Pleural effusion is the one of most uncomfortable and life-limiting symptoms of pleural mesothelioma. The buildup of fluid in the pleural space around the lungs, which can happen in late stage mesothelioma as well as several other types of cancer, limits breathing and can be painful. Effusion is often one of the primary reasons that mesothelioma patients in the late stages of the disease have trouble taking a full breath and complain of chest pain and fatigue.

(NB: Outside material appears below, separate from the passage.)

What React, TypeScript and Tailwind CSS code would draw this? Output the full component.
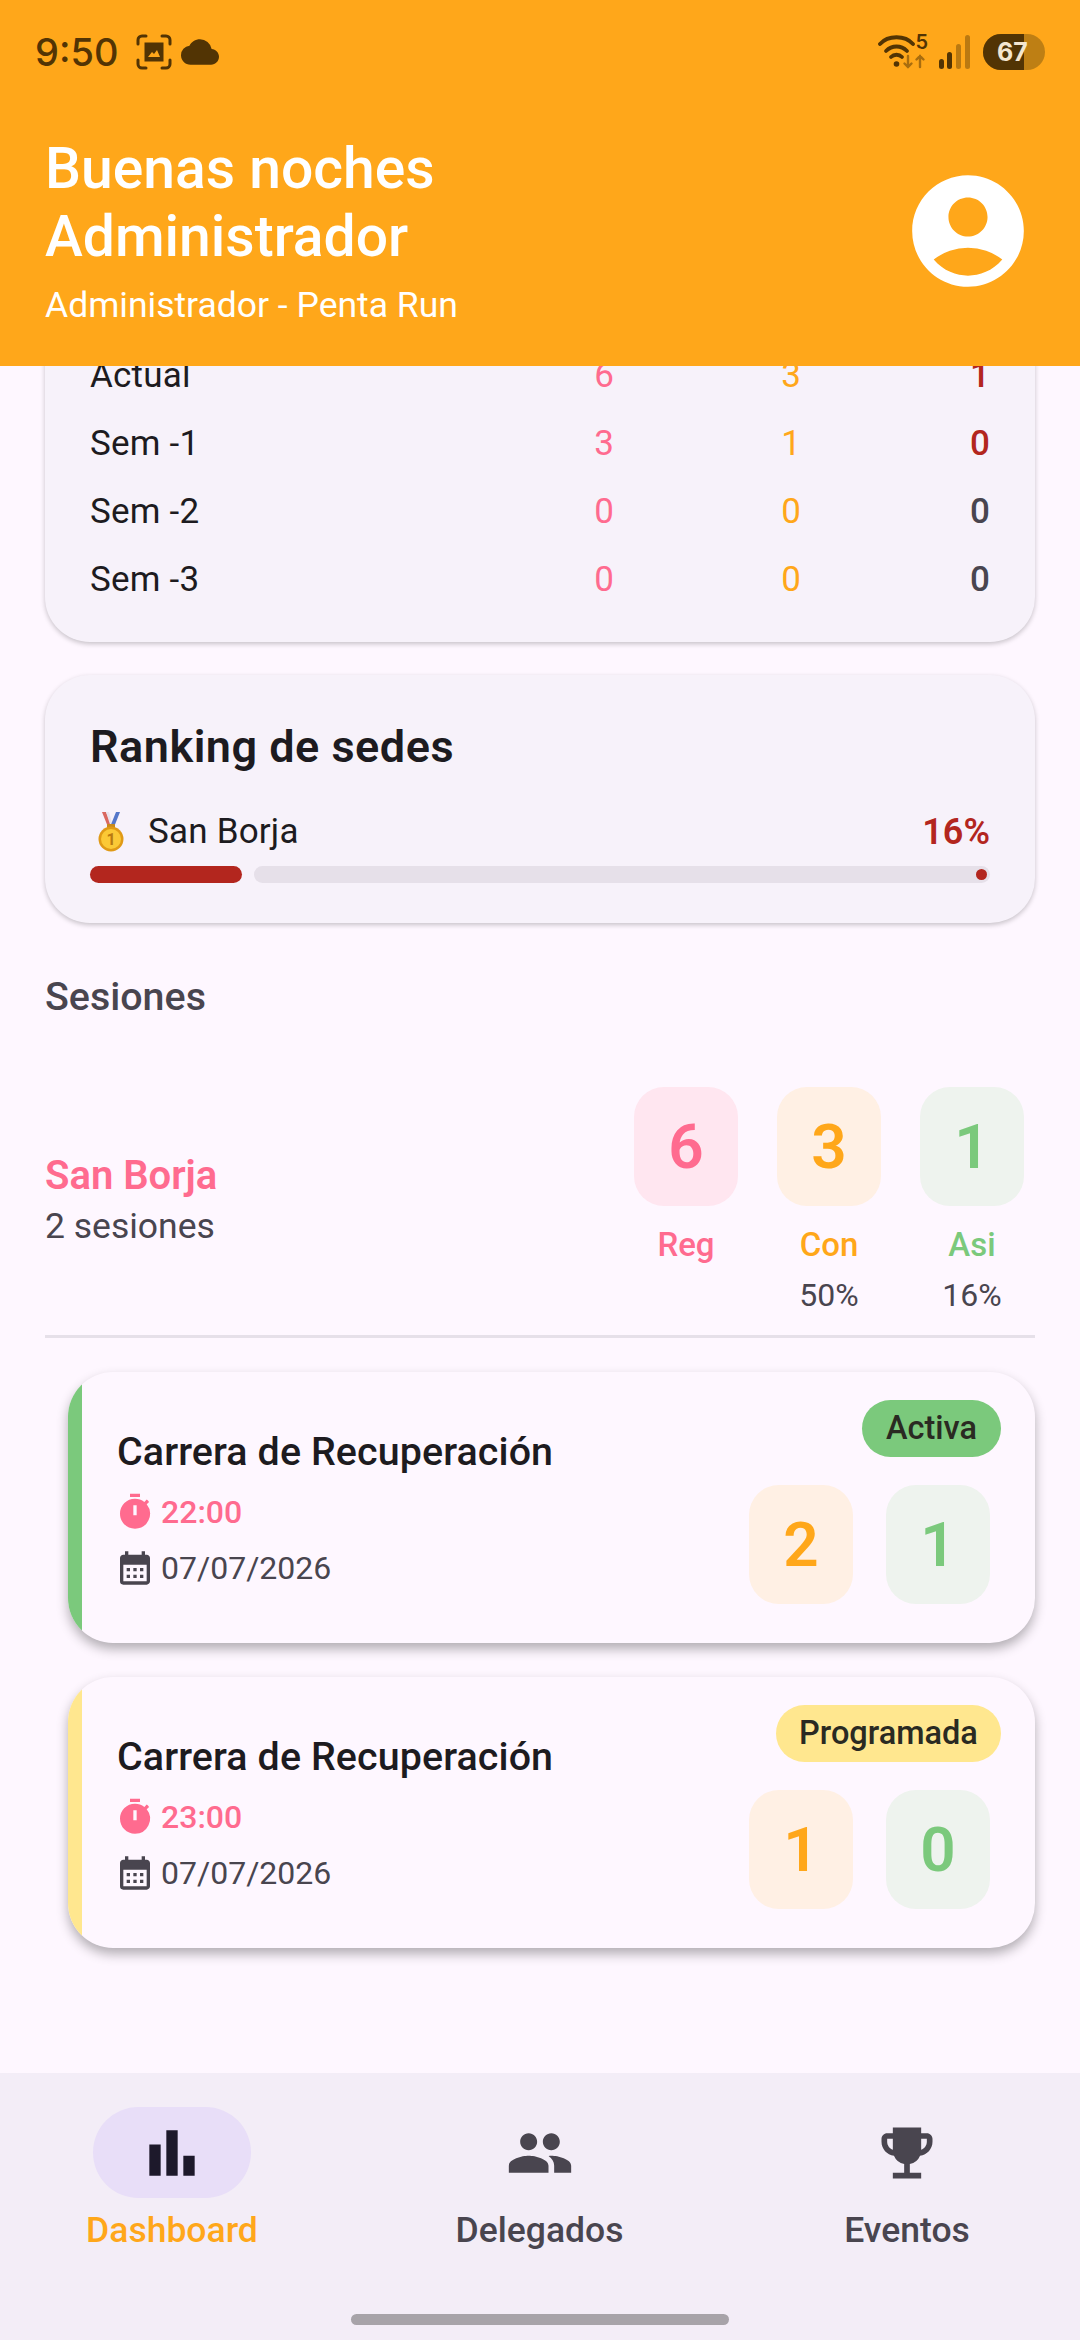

While pleural fluid can be drained off through thoracentesis or chemically absorbed through pleurodesis, these treatments are painful, risky, and not always effective. Now, a team of researchers in China say they may have discovered a non-invasive method for dealing with pleural effusion caused by mesothelioma or other cancers. They may also have inadvertently found a new type of cancer treatment.
In a recent article in the International Journal of Clinical and Experimental Pathology, the researchers detail the case of a 54-year-old woman with pleural effusion. Although her effusion was later found to have come from squamous cell carcinoma, the symptoms, including cough, dyspnea (shortness of breath), chest pain, night sweats, and fever, were identical to those seen in many late-stage mesothelioma patients with effusion.
The woman’s Chinese doctors decided to try an unconventional approach to deal with her pleural effusion. Instead of having a procedure, she was treated with a cocktail of anti-tuberculosis drugs. Combination therapy with isoniazid, pyrazinamide, rifapentine and ethambutol, a group of antibacterial medicines, is a standard treatment for tuberculosis. The researchers report that the tuberculosis treatment worked to eliminate the woman’s pleural effusion and kept it in check as long as she was on the medication.
The patient’s pleural effusion eventually returned when drug therapy was stopped, but she was free of breathing problems and cough for sixteen months. The authors concluded that the case could have implications for mesothelioma patients and other cancer patients suffering with pleural effusion. “This report provides useful evidences for that the anti-tubercular agents may have potential anticancer activity in some carcinomas,” they write.
Gu, Q, Hu, C & QU, J, “Good response of malignant pleural effusion from carcinoma of unknown primary site to the anti-tuberculosis therapy: a case report”, April 15, 2013, International Journal of Clinical and Experimental Pathology, pp. 973-977.
Antituberculosis Agents, Drug Class Overview, Livertox website, NIH National Library of Medicine.